Bernhard Thuersam, www.circa1865.org

 

An Empire State Confederate at Fort Fisher

“Our picket line one day while the brigade was on the Darbytown lines was attacked and driven in by the Yankees. The pickets in front of the Twenty-fifth Regiment were commanded by a lieutenant. General [Johnson] Hagood had a new detail made at once, with Sergeant Ira T. Shoemaker of the Edisto Rifles in command, who promptly drove the Yankees back, reestablished the line and held it till next morning when regularly relieved.

Sergeant Shoemaker was a New Yorker, from Herkimer County. He came down South several years before the war and was teaching in Orangeburg [South Carolina] when the State seceded, and did not hesitate as to what he should do, but promptly aligned himself with those who fought under the Starry Cross, and unswervingly held on to the bitter end.

Like Jim Bludsoe: “He seen his duty a dead sure thing, And went for it thar and then.”

He fulfilled the requirements of a model Confederate soldier. After the close of the war he represented Orangeburg County in the legislature several years before his death.
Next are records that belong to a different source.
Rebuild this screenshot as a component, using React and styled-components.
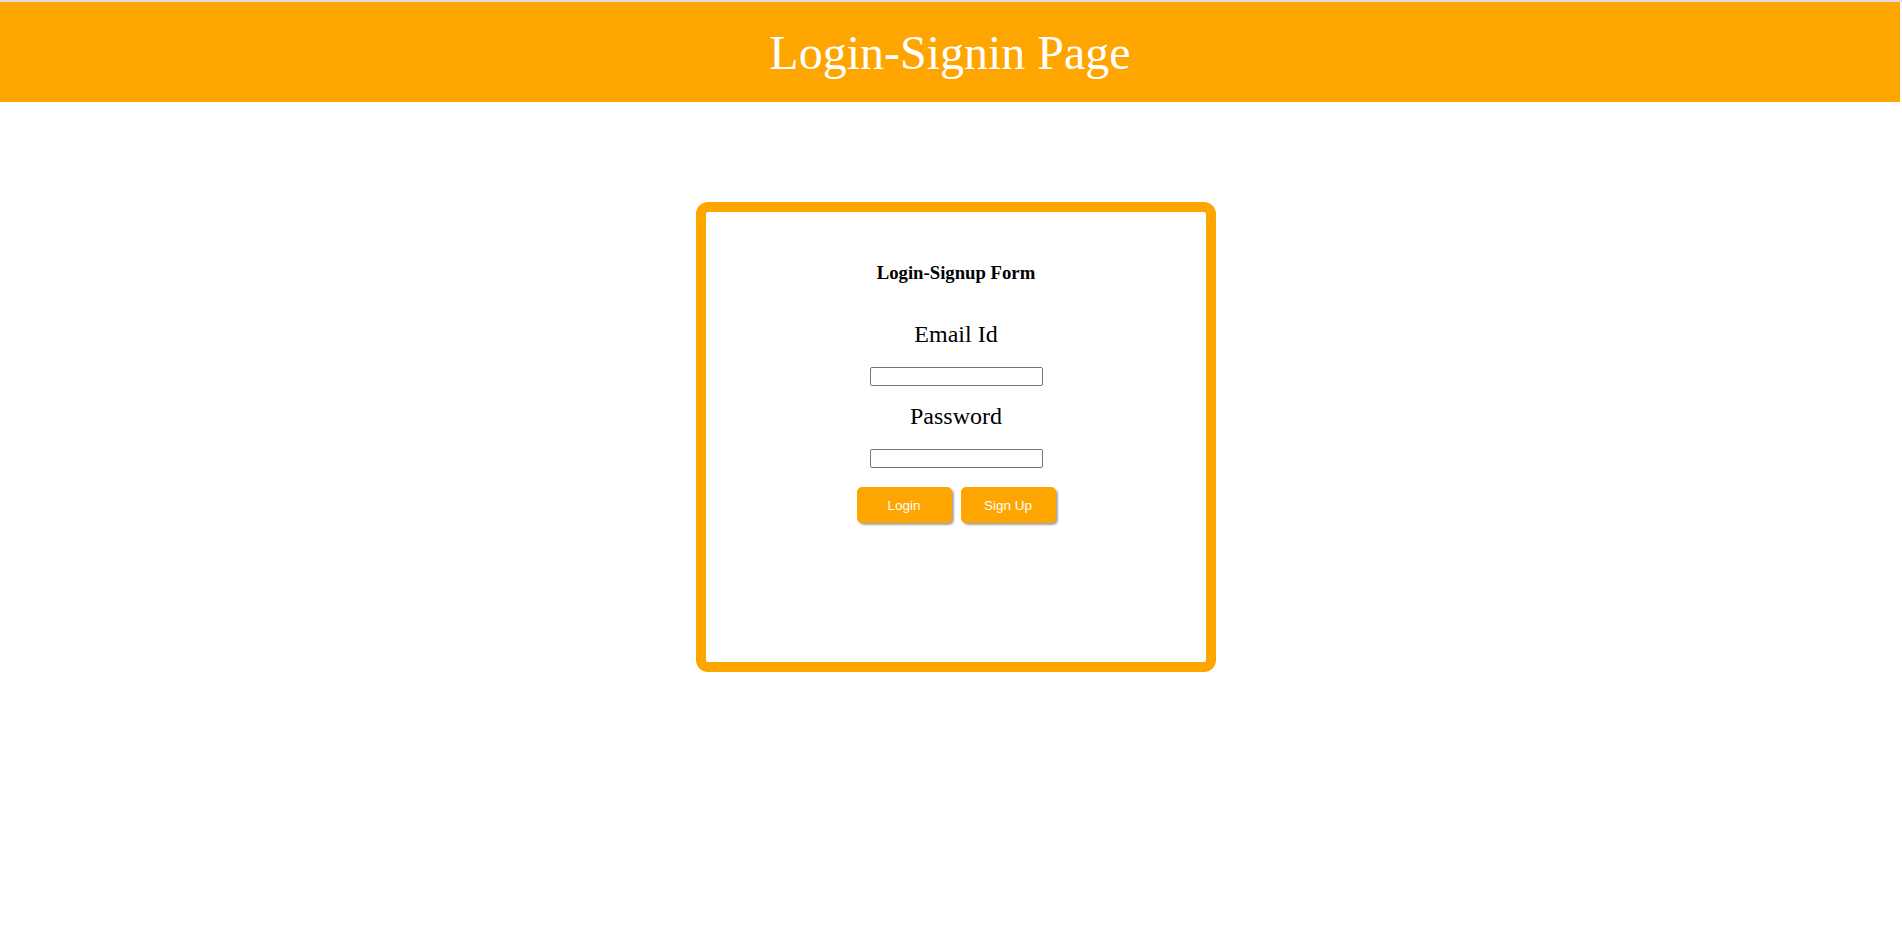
import React, { useState } from 'react'
import styled, { createGlobalStyle } from 'styled-components'

const GlobalStyle = createGlobalStyle`
  html, body {
    margin: 0;
    padding: 0;
    background: #fff;
  }
  body {
    border-top: 2px solid #dedede;
    font-family: "Liberation Serif", "Times New Roman", serif;
  }
`

const Header = styled.header`
  height: 100px;
  margin-right: 2px;
  background: orange;
  display: flex;
  align-items: center;
  justify-content: center;
  h1 {
    margin: 0;
    font-size: 48px;
    font-weight: normal;
    color: #fff;
  }
`

const Main = styled.main`
  display: flex;
  justify-content: center;
  padding-left: 10px;
  margin-top: 100px;
`

const FormBox = styled.form`
  box-sizing: border-box;
  width: 520px;
  height: 470px;
  border: 10px solid orange;
  border-radius: 12px;
  padding-top: 50px;
  display: flex;
  flex-direction: column;
  align-items: center;
`

const Title = styled.h3`
  margin: 0;
  font-size: 18.72px;
  font-weight: bold;
  color: #000;
`

const Label = styled.label`
  display: block;
  margin-top: ${props => props.gap}px;
  font-size: 24px;
  color: #000;
`

const Input = styled.input`
  box-sizing: border-box;
  width: 173px;
  height: 19px;
  margin-top: ${props => props.gap}px;
  padding: 1px 2px;
  border: 1px solid #767676;
  border-radius: 2px;
  font-family: "Liberation Sans", Arial, sans-serif;
  font-size: 13.33px;
  outline: none;
`

const Buttons = styled.div`
  display: flex;
  gap: 9px;
  margin-top: 19px;
`

const Button = styled.button`
  width: 95px;
  height: 36px;
  border: none;
  border-radius: 5px;
  background: orange;
  color: #fff;
  font-family: "Liberation Sans", Arial, sans-serif;
  font-size: 13.5px;
  box-shadow: 2px 2px 2px rgba(0, 0, 0, 0.35);
  cursor: pointer;
`

function App() {
  const [email, setEmail] = useState('')
  const [password, setPassword] = useState('')

  const handleSubmit = event => {
    event.preventDefault()
  }

  return (
    <>
      <GlobalStyle />
      <Header>
        <h1>Login-Signin Page</h1>
      </Header>
      <Main>
        <FormBox onSubmit={handleSubmit}>
          <Title>Login-Signup Form</Title>
          <Label htmlFor="email" gap={37}>Email Id</Label>
          <Input
            id="email"
            type="text"
            gap={19}
            value={email}
            onChange={e => setEmail(e.target.value)}
          />
          <Label htmlFor="password" gap={17}>Password</Label>
          <Input
            id="password"
            type="password"
            gap={19}
            value={password}
            onChange={e => setPassword(e.target.value)}
          />
          <Buttons>
            <Button type="submit">Login</Button>
            <Button type="button">Sign Up</Button>
          </Buttons>
        </FormBox>
      </Main>
    </>
  )
}

export default App
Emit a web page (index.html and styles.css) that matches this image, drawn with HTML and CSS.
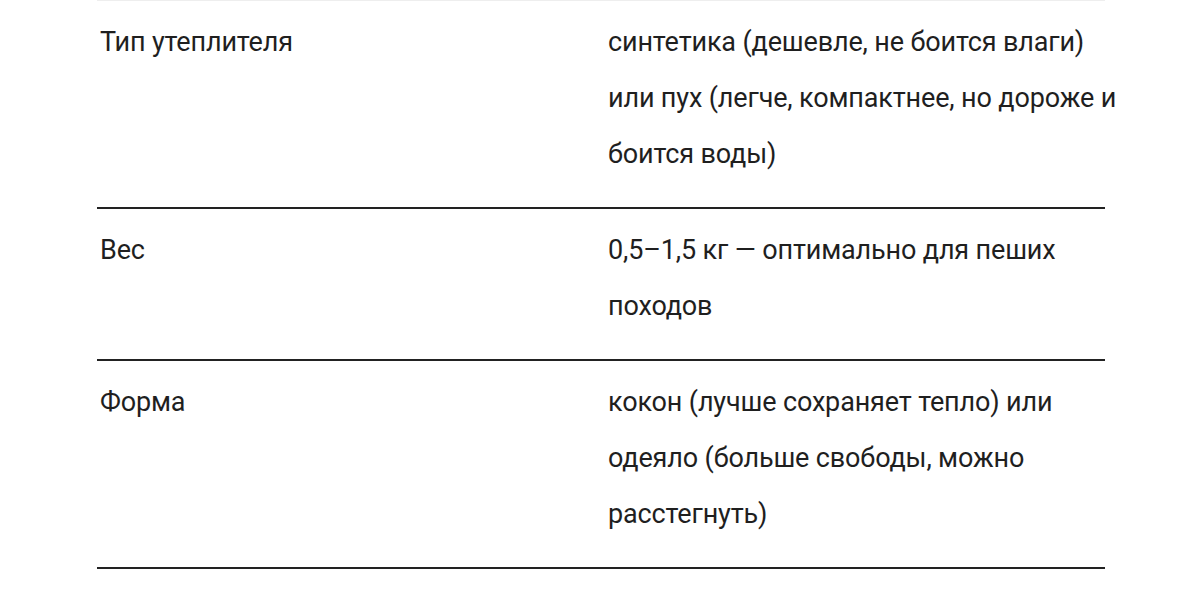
FILE: index.html
```html
<!DOCTYPE html>
<html lang="ru">
<head>
<meta charset="utf-8">
<link rel="stylesheet" href="styles.css">
</head>
<body>
<div class="table">
  <div class="row first">
    <div class="key">Тип утеплителя</div>
    <div class="val">синтетика (дешевле, не боится влаги) или пух (легче, компактнее, но дороже и боится воды)</div>
  </div>
  <div class="row">
    <div class="key">Вес</div>
    <div class="val">0,5–1,5 кг — оптимально для пеших походов</div>
  </div>
  <div class="row">
    <div class="key">Форма</div>
    <div class="val">кокон (лучше сохраняет тепло) или одеяло (больше свободы, можно расстегнуть)</div>
  </div>
  <div class="row last"></div>
</div>
</body>
</html>
```
FILE: styles.css
```css
html, body {
  margin: 0;
  padding: 0;
  background: #ffffff;
}
body {
  font-family: Roboto, "Liberation Sans", sans-serif;
  color: #1f1f1f;
  font-size: 27px;
  line-height: 56px;
  letter-spacing: -0.15px;
}
.table {
  margin-left: 97px;
  width: 1008px;
}
.row {
  display: grid;
  grid-template-columns: 511px 1fr;
  border-top: 2px solid #222222;
  padding: 13px 0 25px;
}
.row.first {
  border-top: 2px solid #eeeeee;
  margin-top: -1px;
}
.row.last {
  padding: 0;
  height: 40px;
}
.key {
  padding-left: 3px;
}
.val {
  margin-right: -16px;
}
```
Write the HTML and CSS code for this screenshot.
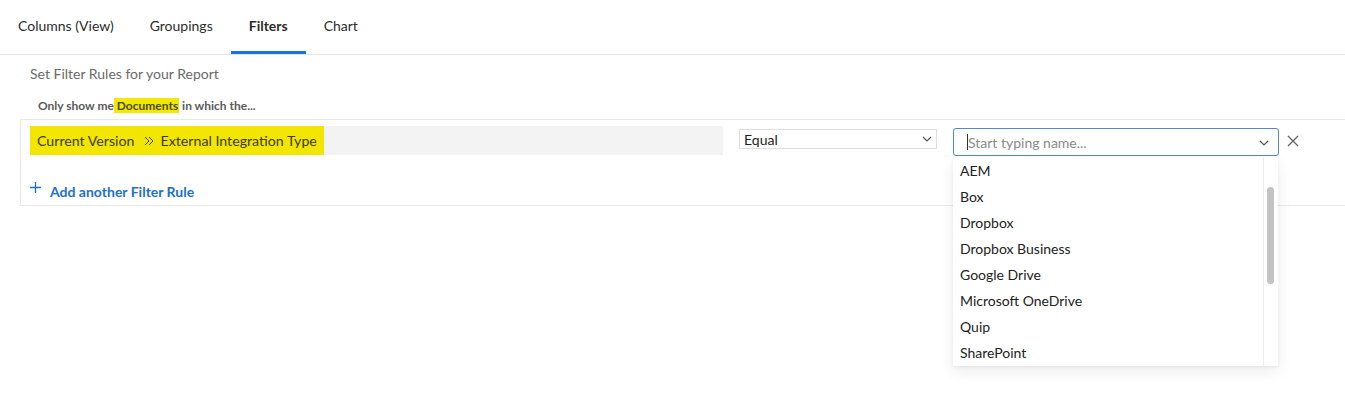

Sergeant Shoemaker’s home was in Elmira, where the prison was located, before he came South, and his parents and other members of his family were living there when he was a prisoner. They endeavored in every way to induce him to take the oath of allegiance to the United States, but this he positively refused to do, preferring to stand true to his convictions and “live and die in Dixie.”

(Sketch of the War Record of the Edisto Rifles, 1861-1865, William V. Izlar, The State Company, 1914, Pages 103, 109)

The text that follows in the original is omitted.